As for the eyes, I'm pretty sure the eyes on some of the rare humanoids are a stamp or decal. They're too perfect for a human painter of any skill level, not to mention being completely identical. ;)
 

CM said:
As for the eyes, I'm pretty sure the eyes on some of the rare humanoids are a stamp or decal. They're too perfect for a human painter of any skill level, not to mention being completely identical. ;)

True that, especially considering that they surely aren't painting those minis in a leisurely manner...
 

As for the eyes, I'm pretty sure the eyes on some of the rare humanoids are a stamp or decal. They're too perfect for a human painter of any skill level, not to mention being completely identical.

I was thinking the same thing about the decal; but even decals are a bit tricky to place just right. Also, if it was a decal you'd think they would use them on all of the humanoids, or at least all the rare humanoids.

Which figures did you see detailed eyes on? Here's my list from only the last 2 sets, with rarity:

Detailed Eyes
Crow Shaman (R)
Voice of Battle (U)

Dot Eyes
Greenfang Druid (R)
Renegade Warlock (U)
Vampire Spawn (U)
Warpriest of Hextor (R)

I think it's possible that the detailed eyes are just the work of a very good painter; I know I could do eyes of a similar quality -- just not consistently, all day, under time pressure and on an assembly line! ;-)
 

Gizzard said:
I was thinking the same thing about the decal; but even decals are a bit tricky to place just right.

Might not need to be that accurate. I suspect a great many minis are thrown away.
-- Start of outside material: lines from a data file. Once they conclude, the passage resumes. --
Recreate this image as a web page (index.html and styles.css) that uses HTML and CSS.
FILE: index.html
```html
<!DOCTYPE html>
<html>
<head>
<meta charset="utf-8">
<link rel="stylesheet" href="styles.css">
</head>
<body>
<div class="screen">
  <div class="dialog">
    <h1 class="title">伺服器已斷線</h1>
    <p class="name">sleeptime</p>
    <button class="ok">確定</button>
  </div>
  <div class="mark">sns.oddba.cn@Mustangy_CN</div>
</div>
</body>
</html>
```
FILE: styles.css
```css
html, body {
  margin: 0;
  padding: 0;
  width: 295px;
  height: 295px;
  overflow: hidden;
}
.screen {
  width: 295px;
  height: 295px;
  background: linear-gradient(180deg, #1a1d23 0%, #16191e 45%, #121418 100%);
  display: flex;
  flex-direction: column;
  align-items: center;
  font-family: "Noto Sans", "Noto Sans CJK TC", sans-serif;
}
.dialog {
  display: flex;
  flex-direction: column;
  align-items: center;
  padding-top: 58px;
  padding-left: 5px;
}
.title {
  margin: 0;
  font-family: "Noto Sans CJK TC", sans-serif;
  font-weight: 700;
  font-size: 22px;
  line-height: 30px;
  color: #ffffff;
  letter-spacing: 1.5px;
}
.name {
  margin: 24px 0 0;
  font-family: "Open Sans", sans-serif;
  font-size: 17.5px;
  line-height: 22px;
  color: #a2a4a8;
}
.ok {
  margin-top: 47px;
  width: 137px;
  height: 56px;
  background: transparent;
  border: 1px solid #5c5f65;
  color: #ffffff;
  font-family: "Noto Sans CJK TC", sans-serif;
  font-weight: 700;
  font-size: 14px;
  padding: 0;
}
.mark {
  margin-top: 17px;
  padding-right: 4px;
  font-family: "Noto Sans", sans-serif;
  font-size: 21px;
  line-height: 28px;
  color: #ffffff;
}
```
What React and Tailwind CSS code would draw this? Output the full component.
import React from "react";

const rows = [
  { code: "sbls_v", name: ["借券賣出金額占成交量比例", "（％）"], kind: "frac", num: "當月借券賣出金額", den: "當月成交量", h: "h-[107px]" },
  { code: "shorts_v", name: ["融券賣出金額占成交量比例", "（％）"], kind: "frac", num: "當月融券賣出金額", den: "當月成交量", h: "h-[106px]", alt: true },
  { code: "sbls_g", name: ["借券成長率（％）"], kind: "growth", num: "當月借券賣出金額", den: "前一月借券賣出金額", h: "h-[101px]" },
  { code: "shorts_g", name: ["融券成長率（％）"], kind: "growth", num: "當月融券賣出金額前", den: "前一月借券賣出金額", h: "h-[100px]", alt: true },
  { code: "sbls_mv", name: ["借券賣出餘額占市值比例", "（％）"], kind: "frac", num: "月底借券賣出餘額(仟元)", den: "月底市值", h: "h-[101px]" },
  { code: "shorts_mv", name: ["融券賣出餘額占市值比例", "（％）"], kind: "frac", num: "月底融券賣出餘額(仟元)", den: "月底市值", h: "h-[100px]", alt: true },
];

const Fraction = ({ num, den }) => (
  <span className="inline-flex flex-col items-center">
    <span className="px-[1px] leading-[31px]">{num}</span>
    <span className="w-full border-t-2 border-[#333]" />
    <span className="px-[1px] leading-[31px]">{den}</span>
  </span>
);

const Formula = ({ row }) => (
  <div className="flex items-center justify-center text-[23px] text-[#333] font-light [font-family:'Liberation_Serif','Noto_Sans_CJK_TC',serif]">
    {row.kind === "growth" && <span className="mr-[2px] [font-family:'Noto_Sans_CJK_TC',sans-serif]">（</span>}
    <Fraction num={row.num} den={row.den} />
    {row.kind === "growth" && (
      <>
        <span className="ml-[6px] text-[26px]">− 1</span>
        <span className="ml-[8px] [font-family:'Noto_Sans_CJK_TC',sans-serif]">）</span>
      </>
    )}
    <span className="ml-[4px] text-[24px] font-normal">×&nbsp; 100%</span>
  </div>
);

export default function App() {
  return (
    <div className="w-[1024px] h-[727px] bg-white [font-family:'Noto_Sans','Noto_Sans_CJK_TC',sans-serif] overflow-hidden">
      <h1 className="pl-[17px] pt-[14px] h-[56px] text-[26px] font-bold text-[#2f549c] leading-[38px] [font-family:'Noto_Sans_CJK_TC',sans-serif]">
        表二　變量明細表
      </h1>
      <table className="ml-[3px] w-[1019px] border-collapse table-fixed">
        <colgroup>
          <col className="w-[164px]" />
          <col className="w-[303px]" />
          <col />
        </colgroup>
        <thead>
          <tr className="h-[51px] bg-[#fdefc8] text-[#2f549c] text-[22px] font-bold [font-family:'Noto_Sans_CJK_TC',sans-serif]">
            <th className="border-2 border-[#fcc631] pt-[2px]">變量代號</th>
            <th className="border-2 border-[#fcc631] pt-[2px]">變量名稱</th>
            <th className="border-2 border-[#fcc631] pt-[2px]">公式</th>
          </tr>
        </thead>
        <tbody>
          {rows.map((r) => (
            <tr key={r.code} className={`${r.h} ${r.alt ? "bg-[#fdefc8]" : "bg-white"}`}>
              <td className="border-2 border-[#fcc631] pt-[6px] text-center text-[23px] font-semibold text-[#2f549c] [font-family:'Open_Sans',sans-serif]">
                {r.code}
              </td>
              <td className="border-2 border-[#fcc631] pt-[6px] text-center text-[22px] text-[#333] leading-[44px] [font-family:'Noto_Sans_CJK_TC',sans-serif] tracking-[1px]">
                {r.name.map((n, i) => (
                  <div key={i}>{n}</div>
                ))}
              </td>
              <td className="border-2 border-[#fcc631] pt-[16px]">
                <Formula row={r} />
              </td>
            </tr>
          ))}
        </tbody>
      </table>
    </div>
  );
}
Indeed, I'd guess that's probably one of the big start-up cost issues that make companies wary about bankrolling a line of pre-painted minis.
 

Just for S&G I went through my figs and here's what I found that seem to have stamp/decal eyes rather than painted dots. The paintjobs on the posters are definitely not the same as the "mass production" versions, as the poster shots for these figures look hand-painted.

Crow Shaman (mentioned above)
Voice of Battle (mentioned above)
Alusair Obarskyr
Cleric of St. Cuthbert
Mordenkainen
Dark Traveler
Aramil, Adventurer
Dwarf Sergeant
Half-elf Hexblade
Gnoll Sergeant (one of its perfectly-formed eyes is about half a millimeter "south" of where it is molded on the figure! :) )
Storm giant
Fomorian Giant
Nothic (central eye)
Beholder (central eye)
Ettin Skirmisher (?)
Bulette (?)

Interestingly, my Vampire Spawn looks like its teeth are stamped-on rather than painted.